If the communication between two booth instances breaks down, it might be because of a network breakdown between the cluster sites or because of an outage of one cluster site. In this case, you need an additional instance (a third cluster site or an arbitrator) to reach consensus about decisions (such as failover of resources across sites). Arbitrators are single machines (outside of the clusters) that run a booth instance in a special mode. Each Geo cluster can have one or multiple arbitrators.

The most common scenario probably is a Geo cluster with two sites and a single arbitrator on a third site. This requires three booth instances.

It is also possible to run a two-site Geo cluster without an arbitrator. In this case, a Geo cluster administrator needs to manually manage the tickets. If a ticket should be granted to more than one site at the same time, booth displays a warning.

Figure 2.1: Two-site cluster—2x2 nodes + arbitrator (optional) #

The following list explains the components and mechanisms for Geo clusters in more detail.

Arbitrator

Each site runs one booth instance that is responsible for communicating with the other sites. If you have a setup with an even number of sites, it is useful to have an additional instance to reach consensus about decisions such as failover of resources across sites. In this case, add one or more arbitrators running at additional sites. Arbitrators are single machines that run a booth instance in a special mode. As all booth instances communicate with each other, arbitrators help to make more reliable decisions about granting or revoking tickets. Arbitrators cannot hold any tickets.

An arbitrator is especially important for a two-site scenario: For example, if site A can no longer communicate with site B, there are two possible causes for that:

A network failure between A and B.
Site B is down.

However, if site C (the arbitrator) can still communicate with site B, site B must still be up and running.

Booth cluster ticket manager

Booth is the instance managing the ticket distribution, and thus, the failover process between the sites of a Geo cluster. Each of the participating clusters and arbitrators runs a service, the boothd. It connects to the booth daemons running at the other sites and exchanges connectivity details. After a ticket has been granted to a site, the booth mechanism can manage the ticket automatically: If the site that holds the ticket is out of service, the booth daemons will vote which of the other sites will get the ticket. To protect against brief connection failures, sites that lose the vote (either explicitly or implicitly by being disconnected from the voting body) need to relinquish the ticket after a time-out. Thus, it is made sure that a ticket will only be redistributed after it has been relinquished by the previous site. See also Dead man dependency (loss-policy="fence").

For a Geo cluster with two sites and arbitrator, you need 3 booth instances: one instance per site plus the instance running on the arbitrator.

Note: Limited number of booth instances

The upper limit is (currently) 16 booth instances.

Dead man dependency (loss-policy="fence")
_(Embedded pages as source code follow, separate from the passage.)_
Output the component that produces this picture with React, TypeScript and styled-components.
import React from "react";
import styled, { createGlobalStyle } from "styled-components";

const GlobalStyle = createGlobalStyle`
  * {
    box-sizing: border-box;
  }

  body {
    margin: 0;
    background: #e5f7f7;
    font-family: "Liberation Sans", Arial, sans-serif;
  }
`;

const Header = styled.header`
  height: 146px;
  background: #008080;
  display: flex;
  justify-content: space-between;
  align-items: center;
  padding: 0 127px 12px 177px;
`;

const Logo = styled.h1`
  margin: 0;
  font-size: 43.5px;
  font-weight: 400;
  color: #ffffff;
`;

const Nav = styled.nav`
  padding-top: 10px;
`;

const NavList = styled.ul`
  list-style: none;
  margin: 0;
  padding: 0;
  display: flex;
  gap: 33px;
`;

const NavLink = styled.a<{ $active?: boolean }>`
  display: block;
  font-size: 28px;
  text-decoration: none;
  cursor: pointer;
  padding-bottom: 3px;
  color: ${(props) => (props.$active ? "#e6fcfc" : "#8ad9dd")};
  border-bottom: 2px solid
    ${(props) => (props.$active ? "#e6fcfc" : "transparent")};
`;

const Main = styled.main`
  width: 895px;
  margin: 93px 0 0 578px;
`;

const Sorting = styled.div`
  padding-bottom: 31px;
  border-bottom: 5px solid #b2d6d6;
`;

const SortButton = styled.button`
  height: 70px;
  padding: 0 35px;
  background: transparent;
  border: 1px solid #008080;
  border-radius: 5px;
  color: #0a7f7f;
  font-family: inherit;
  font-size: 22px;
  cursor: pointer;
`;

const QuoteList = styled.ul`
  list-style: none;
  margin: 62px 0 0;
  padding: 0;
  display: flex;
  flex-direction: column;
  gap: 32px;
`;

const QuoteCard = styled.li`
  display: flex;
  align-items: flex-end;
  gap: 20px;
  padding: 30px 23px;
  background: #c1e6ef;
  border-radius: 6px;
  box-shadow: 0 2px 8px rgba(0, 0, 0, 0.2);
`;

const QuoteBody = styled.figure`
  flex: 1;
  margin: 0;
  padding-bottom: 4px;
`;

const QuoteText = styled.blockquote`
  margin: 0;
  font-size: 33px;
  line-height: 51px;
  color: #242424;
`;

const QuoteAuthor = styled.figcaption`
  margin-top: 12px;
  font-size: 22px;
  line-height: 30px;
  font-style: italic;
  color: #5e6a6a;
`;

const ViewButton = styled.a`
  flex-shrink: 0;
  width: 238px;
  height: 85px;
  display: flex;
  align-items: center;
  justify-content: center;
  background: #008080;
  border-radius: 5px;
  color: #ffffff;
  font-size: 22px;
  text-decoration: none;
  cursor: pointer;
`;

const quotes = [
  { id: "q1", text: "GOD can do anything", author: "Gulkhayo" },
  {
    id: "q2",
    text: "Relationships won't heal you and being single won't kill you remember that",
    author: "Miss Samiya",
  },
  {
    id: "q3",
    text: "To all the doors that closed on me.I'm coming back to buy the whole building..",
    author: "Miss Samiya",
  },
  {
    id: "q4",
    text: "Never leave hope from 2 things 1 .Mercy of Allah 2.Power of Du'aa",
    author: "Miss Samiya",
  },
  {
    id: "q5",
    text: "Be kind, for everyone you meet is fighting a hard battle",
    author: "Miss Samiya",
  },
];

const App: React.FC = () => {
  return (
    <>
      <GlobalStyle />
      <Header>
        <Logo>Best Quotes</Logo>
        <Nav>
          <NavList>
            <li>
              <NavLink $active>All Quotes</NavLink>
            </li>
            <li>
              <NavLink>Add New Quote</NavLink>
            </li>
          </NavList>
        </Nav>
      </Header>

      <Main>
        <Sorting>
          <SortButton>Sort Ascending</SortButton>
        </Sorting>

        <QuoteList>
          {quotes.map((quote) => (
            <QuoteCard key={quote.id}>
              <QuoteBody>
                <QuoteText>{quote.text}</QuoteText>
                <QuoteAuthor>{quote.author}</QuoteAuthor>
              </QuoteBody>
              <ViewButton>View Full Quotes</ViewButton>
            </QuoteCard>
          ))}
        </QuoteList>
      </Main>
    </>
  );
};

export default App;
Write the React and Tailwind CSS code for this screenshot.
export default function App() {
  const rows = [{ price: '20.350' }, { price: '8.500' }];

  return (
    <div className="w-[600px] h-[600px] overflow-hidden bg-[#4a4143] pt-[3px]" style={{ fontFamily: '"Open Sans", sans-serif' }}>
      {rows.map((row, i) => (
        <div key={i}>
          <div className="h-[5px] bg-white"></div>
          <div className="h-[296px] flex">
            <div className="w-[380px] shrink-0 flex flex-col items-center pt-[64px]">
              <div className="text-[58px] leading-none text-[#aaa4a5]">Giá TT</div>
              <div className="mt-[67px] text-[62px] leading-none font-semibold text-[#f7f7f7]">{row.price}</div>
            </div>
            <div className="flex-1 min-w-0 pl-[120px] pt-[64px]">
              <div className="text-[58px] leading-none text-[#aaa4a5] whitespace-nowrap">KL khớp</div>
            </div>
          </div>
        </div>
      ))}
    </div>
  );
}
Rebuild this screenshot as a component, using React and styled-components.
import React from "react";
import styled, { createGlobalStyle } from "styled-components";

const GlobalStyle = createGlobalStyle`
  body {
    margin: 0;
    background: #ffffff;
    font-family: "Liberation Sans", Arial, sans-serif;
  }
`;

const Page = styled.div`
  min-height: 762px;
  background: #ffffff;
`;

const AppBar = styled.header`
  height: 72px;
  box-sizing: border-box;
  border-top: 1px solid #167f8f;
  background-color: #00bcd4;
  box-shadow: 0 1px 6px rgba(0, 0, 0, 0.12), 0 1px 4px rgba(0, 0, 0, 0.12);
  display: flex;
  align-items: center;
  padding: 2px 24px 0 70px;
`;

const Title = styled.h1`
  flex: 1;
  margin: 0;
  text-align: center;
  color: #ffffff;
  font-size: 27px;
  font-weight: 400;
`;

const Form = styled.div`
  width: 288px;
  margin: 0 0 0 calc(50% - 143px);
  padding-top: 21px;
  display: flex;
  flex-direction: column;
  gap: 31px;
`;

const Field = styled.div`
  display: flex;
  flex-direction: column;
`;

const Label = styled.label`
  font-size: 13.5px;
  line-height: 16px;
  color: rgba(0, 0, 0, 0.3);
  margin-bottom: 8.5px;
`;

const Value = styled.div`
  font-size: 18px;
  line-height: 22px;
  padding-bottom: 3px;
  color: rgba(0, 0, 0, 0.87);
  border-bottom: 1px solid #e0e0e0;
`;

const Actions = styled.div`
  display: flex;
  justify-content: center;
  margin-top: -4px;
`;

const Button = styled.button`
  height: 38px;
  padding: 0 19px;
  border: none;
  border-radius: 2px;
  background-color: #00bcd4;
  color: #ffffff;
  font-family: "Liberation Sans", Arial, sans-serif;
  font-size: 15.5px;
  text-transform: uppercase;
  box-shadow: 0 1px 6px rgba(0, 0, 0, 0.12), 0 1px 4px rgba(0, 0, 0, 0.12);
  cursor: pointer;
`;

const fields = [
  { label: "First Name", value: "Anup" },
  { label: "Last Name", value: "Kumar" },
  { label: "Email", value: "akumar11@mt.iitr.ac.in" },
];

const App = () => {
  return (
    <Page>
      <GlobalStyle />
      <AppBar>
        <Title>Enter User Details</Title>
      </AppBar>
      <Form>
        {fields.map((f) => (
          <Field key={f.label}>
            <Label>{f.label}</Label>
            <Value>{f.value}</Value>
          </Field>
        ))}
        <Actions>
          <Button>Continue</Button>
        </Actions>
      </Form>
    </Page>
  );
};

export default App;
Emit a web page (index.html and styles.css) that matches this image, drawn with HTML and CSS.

After a ticket is revoked, it can take a long time until all resources depending on that ticket are stopped, especially in case of cascaded resources. To cut that process short, the cluster administrator can configure a loss-policy (together with the ticket dependencies) for the case that a ticket gets revoked from a site. If the loss-policy is set to fence, the nodes that are hosting dependent resources are fenced.

Warning: Potential loss of data

On the one hand, loss-policy="fence" considerably speeds up the recovery process of the cluster and makes sure that resources can be migrated more quickly.

On the other hand, it can lead to loss of all unwritten data, such as:

Data lying on shared storage.
Data in a replicating database (for example, MariaDB or PostgreSQL) or on a replicating device (DRBD), where the data has not yet reached the other site because of a slow network link.

Ticket

A ticket grants the right to run certain resources on a specific cluster site. A ticket can only be owned by one site at a time. Initially, none of the sites has a ticket—each ticket must be granted once by the cluster administrator. After that, tickets are managed by the booth for automatic failover of resources. But administrators may also intervene and grant or revoke tickets manually.

After a ticket is administratively revoked, it is not managed by booth anymore. For booth to start managing the ticket again, the ticket must be again granted to a site.

Resources can be bound to a certain ticket by dependencies. Only if the defined ticket is available at a site, the respective resources are started. Vice versa, if the ticket is removed, the resources depending on that ticket are automatically stopped.

The presence or absence of tickets for a site is stored in the CIB as a cluster status. With regard to a certain ticket, there are only two states for a site: true (the site has the ticket) or false (the site does not have the ticket). The absence of a certain ticket (during the initial state of the Geo cluster) is not treated differently from the situation after the ticket has been revoked. Both are reflected by the value false.

A ticket within an overlay cluster is similar to a resource in a traditional cluster. But in contrast to traditional clusters, tickets are the only type of resource in an overlay cluster. They are primitive resources that do not need to be configured or cloned.

Ticket failover

After you have initially granted an automatic ticket to a site, booth will manage this ticket automatically. If the site holding a ticket should be out of service, the ticket is automatically revoked after the expiry time. If the remaining sites have quorum, the ticket will be granted to another site (fail over). The resources that depend on that ticket fail over to the new site that holds the ticket. The loss-policy (which is defined within the constraint) specifies what happens to the nodes that have run the resources before.

If automatic failover in case of a split brain scenario is not required, administrators can also grant manual tickets to the healthy site. How to manage tickets from command line is described in Section 8.1.